● **GIVEN REQUEST**: How many of the lines contain the string "table"? Give the number, with no other words.

● **DATA LINES**:

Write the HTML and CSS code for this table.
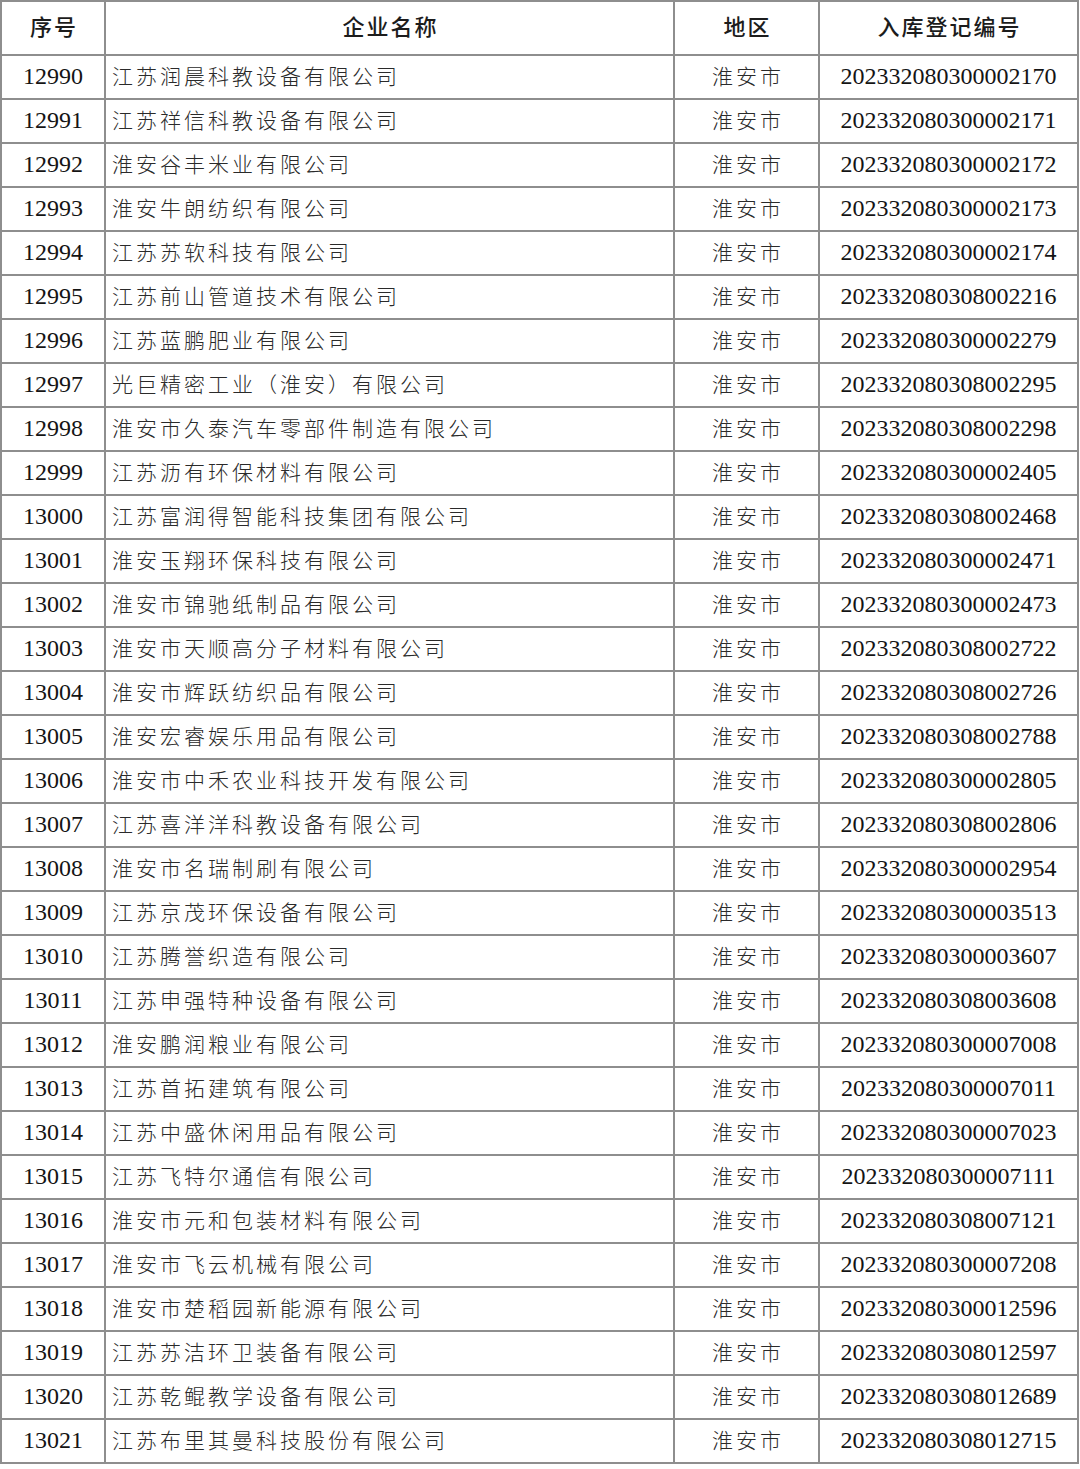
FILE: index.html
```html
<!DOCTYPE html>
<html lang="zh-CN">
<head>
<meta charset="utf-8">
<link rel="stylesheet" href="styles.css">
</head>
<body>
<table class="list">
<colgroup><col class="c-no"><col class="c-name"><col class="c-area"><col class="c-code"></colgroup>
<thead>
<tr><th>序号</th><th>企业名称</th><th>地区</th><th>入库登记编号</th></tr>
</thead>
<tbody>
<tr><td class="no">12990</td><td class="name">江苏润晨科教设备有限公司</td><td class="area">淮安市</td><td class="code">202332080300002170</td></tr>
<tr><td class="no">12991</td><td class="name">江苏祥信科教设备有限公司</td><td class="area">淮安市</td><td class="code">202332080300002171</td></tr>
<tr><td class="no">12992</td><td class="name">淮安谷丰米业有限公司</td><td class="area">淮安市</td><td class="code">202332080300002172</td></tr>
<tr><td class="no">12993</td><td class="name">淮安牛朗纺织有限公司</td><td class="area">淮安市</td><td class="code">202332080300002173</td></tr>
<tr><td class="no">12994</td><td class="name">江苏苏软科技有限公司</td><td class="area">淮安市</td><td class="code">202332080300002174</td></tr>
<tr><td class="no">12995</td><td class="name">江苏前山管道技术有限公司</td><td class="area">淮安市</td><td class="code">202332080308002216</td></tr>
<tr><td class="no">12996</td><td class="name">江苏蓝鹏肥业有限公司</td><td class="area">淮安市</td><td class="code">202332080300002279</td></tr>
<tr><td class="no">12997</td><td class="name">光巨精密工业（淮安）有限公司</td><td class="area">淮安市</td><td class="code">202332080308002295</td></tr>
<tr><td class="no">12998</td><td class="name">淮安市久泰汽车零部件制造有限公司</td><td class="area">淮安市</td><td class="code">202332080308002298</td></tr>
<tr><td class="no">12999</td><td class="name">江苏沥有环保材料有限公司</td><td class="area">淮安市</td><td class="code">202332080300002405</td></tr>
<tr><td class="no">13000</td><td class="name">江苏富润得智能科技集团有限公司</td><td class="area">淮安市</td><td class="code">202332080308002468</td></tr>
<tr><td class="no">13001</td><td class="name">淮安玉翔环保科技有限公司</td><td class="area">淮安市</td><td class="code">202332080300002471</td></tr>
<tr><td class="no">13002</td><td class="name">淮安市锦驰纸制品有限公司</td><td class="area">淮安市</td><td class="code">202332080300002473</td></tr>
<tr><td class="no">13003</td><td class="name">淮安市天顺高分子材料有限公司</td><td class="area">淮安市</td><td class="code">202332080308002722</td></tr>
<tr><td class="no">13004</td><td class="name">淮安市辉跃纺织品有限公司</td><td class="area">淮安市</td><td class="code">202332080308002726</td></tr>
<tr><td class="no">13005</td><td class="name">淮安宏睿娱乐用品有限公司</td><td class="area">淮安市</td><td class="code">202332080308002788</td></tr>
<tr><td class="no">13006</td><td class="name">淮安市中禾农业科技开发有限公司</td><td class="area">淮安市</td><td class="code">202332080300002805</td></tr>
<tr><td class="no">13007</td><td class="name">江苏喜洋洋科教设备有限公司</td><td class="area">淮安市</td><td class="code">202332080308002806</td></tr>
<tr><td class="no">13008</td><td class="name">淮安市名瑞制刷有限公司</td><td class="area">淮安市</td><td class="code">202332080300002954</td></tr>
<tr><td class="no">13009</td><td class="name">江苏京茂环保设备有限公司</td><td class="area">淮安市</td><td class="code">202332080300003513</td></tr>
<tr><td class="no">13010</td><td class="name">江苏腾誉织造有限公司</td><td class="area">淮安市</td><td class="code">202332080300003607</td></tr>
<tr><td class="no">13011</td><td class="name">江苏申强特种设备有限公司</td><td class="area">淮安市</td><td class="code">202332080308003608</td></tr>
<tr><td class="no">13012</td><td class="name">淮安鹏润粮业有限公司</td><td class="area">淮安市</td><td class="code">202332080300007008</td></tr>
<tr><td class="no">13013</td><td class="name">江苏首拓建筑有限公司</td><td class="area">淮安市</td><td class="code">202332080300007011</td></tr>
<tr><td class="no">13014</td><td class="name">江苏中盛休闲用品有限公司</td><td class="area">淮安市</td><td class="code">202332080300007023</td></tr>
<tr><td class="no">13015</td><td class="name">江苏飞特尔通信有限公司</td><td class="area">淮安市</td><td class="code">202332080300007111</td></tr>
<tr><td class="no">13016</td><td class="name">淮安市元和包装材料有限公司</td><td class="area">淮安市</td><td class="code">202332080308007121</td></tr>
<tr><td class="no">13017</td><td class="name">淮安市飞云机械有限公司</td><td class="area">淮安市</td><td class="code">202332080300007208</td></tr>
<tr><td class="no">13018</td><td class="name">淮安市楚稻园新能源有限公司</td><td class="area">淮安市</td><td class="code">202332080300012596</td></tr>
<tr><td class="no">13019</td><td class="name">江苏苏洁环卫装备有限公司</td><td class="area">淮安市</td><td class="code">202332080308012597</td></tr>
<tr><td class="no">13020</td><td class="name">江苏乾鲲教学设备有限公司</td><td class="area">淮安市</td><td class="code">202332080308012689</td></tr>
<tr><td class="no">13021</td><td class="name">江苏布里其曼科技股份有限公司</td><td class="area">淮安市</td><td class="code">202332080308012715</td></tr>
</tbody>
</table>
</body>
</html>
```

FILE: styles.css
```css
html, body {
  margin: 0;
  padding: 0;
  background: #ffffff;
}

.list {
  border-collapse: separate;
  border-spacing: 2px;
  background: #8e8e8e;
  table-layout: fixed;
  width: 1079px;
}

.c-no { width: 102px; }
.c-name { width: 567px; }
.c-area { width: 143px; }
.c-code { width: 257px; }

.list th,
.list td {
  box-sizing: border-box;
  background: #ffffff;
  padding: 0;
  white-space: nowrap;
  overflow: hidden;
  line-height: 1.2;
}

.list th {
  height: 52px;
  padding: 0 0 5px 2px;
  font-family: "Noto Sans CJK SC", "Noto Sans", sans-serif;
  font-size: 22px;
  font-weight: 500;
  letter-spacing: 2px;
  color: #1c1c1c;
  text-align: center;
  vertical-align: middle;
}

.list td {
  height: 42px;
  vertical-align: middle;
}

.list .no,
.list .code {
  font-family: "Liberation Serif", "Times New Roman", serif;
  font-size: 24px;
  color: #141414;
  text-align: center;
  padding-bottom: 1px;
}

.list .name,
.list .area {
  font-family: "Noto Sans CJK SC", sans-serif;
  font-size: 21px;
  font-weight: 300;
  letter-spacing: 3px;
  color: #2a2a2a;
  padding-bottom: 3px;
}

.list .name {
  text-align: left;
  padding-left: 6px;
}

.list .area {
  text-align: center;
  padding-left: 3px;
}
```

● **ANSWER TO THIS EXERCISE**: 4